Short problem ::
Leaving out every picture, copy the lines of the data exactly, from the first through the line containing "type Direction = 'in' | 'out';".

Supplied material ::
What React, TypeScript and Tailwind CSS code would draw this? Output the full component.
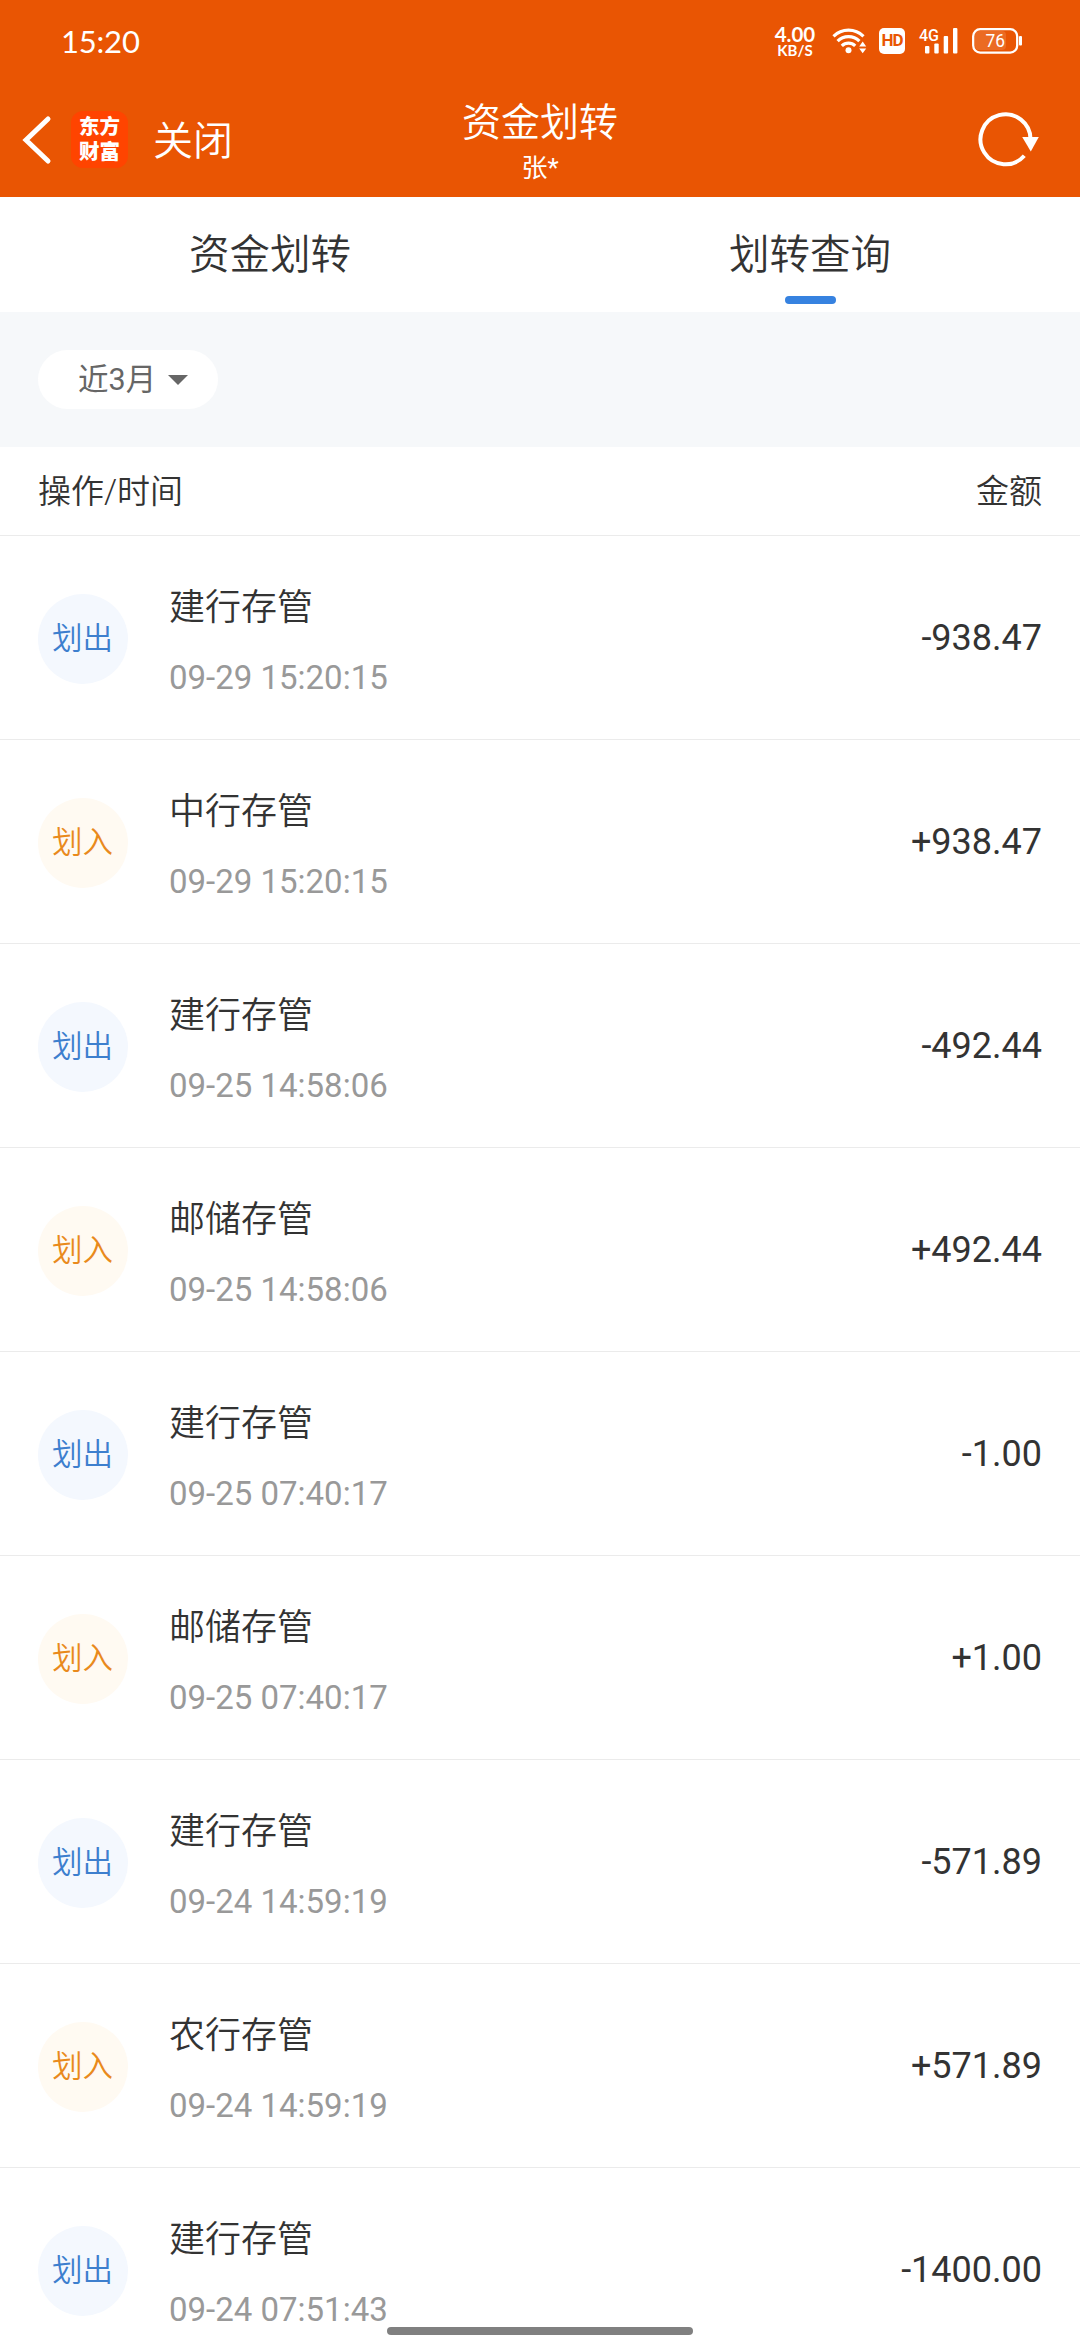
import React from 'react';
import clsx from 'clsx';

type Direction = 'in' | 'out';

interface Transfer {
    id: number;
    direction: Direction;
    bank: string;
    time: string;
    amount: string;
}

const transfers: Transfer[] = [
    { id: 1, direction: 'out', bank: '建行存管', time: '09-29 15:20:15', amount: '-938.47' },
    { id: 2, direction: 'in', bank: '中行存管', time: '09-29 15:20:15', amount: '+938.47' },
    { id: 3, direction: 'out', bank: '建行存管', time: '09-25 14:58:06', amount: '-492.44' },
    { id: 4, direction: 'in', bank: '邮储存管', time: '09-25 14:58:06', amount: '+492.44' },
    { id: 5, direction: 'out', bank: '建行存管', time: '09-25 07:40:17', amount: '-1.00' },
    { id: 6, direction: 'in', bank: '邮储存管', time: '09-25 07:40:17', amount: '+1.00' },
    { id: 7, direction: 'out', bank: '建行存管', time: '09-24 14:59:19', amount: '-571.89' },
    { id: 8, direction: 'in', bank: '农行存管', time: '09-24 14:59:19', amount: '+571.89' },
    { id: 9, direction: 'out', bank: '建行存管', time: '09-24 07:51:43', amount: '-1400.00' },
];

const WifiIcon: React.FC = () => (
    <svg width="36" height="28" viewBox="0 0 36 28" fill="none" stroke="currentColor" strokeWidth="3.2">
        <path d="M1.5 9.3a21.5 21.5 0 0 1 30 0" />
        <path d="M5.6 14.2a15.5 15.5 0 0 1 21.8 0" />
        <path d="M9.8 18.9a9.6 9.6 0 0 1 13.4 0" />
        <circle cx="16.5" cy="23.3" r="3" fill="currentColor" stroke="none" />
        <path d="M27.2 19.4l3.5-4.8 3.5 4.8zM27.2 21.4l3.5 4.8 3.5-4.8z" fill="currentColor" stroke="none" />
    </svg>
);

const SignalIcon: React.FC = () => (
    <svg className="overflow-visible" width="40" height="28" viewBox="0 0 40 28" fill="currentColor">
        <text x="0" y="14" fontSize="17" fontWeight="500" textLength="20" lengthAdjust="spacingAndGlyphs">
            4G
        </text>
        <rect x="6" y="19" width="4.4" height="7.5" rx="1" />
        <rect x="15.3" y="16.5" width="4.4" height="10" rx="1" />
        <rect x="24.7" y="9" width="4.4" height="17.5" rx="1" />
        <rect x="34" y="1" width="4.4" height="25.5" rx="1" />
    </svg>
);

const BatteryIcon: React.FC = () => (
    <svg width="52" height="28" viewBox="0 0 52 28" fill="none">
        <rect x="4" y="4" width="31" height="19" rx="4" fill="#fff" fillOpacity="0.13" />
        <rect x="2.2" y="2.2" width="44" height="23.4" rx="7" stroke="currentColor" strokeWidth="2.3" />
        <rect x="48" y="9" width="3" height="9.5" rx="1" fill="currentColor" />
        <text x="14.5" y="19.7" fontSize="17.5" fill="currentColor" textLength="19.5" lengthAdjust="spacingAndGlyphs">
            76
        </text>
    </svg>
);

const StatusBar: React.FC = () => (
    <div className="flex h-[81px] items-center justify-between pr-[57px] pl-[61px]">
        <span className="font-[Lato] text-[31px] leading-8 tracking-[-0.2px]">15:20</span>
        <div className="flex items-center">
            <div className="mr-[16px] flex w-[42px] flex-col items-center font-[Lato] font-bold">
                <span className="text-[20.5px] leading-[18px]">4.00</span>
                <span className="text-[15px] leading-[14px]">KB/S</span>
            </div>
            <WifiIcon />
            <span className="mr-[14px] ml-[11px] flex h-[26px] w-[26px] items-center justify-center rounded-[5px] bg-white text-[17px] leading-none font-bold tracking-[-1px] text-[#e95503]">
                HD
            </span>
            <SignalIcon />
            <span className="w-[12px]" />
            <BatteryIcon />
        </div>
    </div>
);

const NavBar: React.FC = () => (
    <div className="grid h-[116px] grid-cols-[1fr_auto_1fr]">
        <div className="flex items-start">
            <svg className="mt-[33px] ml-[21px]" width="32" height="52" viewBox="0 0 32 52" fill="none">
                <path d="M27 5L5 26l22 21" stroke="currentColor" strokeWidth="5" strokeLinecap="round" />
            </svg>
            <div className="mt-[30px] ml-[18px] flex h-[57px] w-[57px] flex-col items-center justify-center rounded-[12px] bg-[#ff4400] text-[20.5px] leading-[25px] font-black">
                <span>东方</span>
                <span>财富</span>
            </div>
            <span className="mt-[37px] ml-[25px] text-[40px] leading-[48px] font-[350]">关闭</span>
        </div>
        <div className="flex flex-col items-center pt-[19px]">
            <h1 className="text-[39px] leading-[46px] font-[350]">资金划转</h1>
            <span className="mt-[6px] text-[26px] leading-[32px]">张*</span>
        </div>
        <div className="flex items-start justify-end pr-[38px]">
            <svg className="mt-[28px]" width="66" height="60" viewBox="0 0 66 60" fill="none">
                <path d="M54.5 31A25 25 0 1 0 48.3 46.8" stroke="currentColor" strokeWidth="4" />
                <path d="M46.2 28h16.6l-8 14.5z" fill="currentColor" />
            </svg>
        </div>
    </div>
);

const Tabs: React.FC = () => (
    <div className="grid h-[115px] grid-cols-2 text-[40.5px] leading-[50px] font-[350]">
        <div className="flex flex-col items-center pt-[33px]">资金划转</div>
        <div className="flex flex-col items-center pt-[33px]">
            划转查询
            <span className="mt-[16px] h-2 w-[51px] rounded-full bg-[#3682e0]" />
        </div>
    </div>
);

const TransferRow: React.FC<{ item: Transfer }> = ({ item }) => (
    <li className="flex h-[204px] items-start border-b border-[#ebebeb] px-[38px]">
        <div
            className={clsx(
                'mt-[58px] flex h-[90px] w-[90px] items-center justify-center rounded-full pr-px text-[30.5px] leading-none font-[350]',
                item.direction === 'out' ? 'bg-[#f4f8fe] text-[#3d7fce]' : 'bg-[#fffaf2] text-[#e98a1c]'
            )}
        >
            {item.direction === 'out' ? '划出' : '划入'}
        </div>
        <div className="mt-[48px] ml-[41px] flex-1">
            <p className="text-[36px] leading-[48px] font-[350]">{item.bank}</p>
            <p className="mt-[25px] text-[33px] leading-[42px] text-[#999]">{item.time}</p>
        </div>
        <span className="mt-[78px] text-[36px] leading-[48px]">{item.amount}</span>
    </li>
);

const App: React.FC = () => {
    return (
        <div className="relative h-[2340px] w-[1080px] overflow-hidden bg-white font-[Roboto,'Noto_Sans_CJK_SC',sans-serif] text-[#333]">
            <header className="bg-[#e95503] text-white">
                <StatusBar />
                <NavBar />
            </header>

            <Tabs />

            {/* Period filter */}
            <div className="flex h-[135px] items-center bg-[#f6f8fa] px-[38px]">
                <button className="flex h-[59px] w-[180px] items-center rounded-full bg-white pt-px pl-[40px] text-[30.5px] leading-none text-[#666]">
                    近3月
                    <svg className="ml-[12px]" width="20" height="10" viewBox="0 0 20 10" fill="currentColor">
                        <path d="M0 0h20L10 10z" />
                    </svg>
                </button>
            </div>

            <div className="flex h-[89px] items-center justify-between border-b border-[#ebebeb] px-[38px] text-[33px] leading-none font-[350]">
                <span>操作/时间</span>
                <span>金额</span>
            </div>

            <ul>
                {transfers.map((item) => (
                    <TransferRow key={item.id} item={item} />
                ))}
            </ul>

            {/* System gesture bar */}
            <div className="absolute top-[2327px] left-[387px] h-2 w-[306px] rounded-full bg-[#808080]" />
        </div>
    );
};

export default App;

Finished answer ::
What React, TypeScript and Tailwind CSS code would draw this? Output the full component.
import React from 'react';
import clsx from 'clsx';

type Direction = 'in' | 'out';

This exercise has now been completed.